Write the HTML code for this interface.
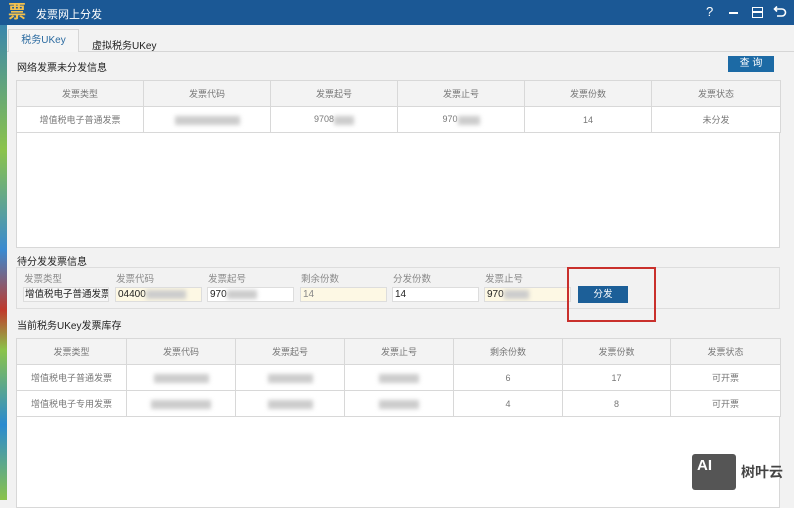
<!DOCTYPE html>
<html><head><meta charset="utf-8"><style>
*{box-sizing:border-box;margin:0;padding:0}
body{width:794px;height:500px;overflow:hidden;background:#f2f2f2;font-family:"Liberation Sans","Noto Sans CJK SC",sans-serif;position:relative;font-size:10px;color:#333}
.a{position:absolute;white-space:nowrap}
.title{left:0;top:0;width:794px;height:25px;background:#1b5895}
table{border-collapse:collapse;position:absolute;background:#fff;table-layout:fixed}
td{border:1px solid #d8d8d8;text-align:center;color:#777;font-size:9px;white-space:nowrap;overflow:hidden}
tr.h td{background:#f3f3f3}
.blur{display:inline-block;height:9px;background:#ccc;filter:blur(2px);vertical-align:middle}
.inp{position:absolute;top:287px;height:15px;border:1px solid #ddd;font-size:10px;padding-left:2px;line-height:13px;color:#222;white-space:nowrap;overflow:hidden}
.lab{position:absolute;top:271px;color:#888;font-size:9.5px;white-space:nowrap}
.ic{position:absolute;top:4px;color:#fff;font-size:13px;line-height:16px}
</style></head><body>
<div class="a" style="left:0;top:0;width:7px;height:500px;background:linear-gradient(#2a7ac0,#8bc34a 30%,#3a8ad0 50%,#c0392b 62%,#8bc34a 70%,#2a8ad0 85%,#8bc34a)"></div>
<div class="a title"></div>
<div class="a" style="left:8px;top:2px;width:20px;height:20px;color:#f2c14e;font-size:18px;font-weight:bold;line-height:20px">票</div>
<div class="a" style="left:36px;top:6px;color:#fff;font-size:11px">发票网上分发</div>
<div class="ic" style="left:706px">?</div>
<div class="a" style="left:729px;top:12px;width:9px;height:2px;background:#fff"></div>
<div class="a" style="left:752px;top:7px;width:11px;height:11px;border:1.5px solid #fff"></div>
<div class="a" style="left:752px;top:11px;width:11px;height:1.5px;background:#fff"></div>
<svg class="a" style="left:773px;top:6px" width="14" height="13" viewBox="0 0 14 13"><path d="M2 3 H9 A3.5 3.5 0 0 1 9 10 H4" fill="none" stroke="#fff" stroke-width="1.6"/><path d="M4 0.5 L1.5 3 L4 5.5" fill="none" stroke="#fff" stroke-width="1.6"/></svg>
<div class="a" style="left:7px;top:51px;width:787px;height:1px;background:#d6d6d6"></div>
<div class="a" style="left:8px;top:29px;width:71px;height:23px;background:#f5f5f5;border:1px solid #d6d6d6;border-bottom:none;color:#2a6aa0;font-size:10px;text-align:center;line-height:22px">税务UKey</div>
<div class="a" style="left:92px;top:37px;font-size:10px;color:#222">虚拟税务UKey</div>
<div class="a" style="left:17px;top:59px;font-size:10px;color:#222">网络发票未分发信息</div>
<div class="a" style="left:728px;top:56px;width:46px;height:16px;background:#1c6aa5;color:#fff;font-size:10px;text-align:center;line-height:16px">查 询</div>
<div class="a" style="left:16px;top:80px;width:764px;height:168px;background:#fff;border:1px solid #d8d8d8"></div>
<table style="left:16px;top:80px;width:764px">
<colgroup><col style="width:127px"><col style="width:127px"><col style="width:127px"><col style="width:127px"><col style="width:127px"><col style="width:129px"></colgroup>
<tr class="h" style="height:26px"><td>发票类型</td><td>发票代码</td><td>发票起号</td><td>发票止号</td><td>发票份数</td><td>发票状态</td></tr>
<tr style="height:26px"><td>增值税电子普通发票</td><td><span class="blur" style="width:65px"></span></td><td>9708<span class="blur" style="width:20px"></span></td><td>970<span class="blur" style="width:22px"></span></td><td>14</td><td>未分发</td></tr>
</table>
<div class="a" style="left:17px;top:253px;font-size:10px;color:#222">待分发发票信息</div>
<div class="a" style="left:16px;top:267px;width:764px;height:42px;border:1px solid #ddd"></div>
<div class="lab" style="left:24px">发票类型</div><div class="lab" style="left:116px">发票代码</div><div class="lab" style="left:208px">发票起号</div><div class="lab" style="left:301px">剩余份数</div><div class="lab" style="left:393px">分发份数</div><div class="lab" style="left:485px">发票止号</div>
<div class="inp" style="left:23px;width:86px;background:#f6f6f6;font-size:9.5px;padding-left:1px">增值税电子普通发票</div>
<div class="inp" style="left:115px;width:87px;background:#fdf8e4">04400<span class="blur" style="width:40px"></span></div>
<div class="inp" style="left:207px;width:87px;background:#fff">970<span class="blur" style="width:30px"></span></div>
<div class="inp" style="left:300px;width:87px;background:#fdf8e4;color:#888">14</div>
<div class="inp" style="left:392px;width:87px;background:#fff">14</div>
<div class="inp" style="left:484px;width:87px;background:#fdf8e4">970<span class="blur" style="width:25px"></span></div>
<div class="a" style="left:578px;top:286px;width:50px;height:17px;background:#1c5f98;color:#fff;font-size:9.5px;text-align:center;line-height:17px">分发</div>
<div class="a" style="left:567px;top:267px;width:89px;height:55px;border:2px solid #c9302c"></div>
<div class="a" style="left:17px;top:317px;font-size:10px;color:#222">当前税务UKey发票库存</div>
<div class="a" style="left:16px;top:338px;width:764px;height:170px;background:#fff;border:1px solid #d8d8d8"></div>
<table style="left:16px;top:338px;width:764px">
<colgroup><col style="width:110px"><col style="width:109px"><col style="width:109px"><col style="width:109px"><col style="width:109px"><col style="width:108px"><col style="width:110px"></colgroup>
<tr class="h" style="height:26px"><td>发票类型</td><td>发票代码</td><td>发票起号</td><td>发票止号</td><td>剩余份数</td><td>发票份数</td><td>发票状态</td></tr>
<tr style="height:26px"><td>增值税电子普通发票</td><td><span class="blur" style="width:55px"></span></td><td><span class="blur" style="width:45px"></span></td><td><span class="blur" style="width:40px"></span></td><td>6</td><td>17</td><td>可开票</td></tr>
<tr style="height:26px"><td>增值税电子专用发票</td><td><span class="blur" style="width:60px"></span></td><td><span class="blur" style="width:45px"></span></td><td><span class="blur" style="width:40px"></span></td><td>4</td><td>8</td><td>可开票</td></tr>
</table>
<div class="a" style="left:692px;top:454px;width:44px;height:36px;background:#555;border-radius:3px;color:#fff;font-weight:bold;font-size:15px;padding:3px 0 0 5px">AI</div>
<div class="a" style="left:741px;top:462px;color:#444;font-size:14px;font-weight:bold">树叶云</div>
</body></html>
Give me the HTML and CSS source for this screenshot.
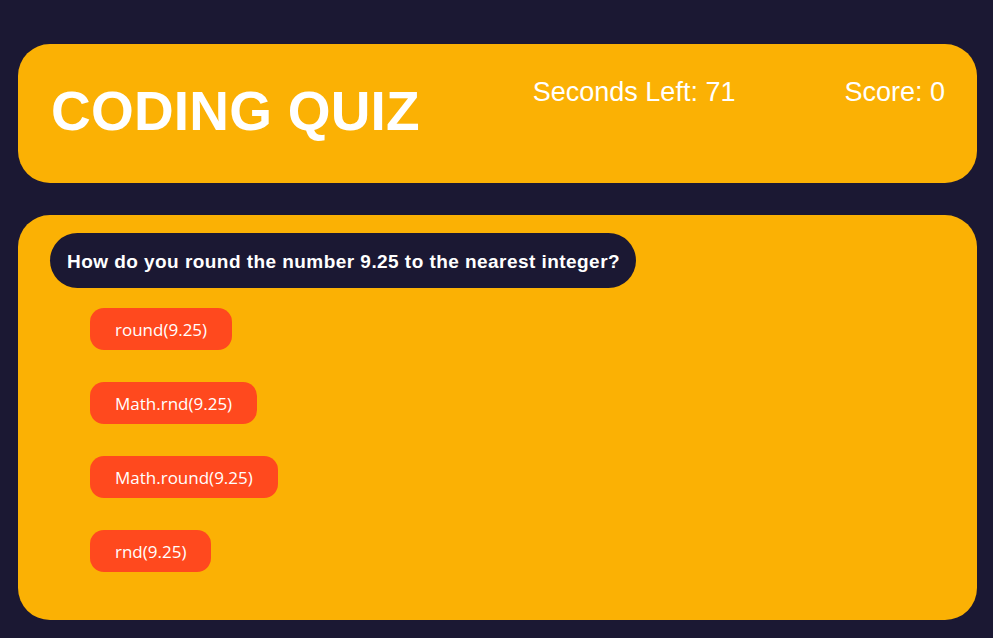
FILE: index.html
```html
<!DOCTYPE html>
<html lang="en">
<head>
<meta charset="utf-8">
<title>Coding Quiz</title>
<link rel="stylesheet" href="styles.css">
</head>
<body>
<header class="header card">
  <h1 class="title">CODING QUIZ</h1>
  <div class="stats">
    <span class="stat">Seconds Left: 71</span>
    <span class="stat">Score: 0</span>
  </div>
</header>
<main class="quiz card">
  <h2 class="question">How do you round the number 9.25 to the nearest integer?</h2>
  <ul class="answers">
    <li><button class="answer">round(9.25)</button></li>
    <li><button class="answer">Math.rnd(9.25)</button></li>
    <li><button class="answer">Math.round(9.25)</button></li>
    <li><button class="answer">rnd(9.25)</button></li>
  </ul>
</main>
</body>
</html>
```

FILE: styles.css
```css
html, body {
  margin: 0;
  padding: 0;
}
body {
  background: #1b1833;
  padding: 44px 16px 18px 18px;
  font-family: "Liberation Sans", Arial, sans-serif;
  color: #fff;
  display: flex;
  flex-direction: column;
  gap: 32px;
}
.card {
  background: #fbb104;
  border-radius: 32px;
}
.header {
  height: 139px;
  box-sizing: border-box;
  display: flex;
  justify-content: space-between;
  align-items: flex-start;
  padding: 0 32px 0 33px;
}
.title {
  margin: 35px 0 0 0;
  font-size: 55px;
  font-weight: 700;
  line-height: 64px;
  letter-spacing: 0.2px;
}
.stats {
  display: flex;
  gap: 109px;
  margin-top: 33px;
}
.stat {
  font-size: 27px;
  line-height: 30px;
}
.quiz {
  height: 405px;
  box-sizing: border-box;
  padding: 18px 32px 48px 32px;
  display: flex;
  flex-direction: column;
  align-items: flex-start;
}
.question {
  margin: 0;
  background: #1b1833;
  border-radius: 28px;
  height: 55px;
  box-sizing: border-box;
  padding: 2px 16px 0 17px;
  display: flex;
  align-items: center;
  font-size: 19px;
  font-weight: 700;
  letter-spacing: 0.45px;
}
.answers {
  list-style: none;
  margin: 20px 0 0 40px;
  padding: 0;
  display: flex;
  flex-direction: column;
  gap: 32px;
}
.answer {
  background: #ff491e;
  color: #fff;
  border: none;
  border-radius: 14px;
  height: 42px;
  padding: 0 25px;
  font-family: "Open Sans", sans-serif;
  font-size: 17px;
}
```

******

Look through the material above. Copy each line where the word "this" appears.

SOLUTION:
Write the HTML code for this interface.
Give me the HTML and CSS source for this screenshot.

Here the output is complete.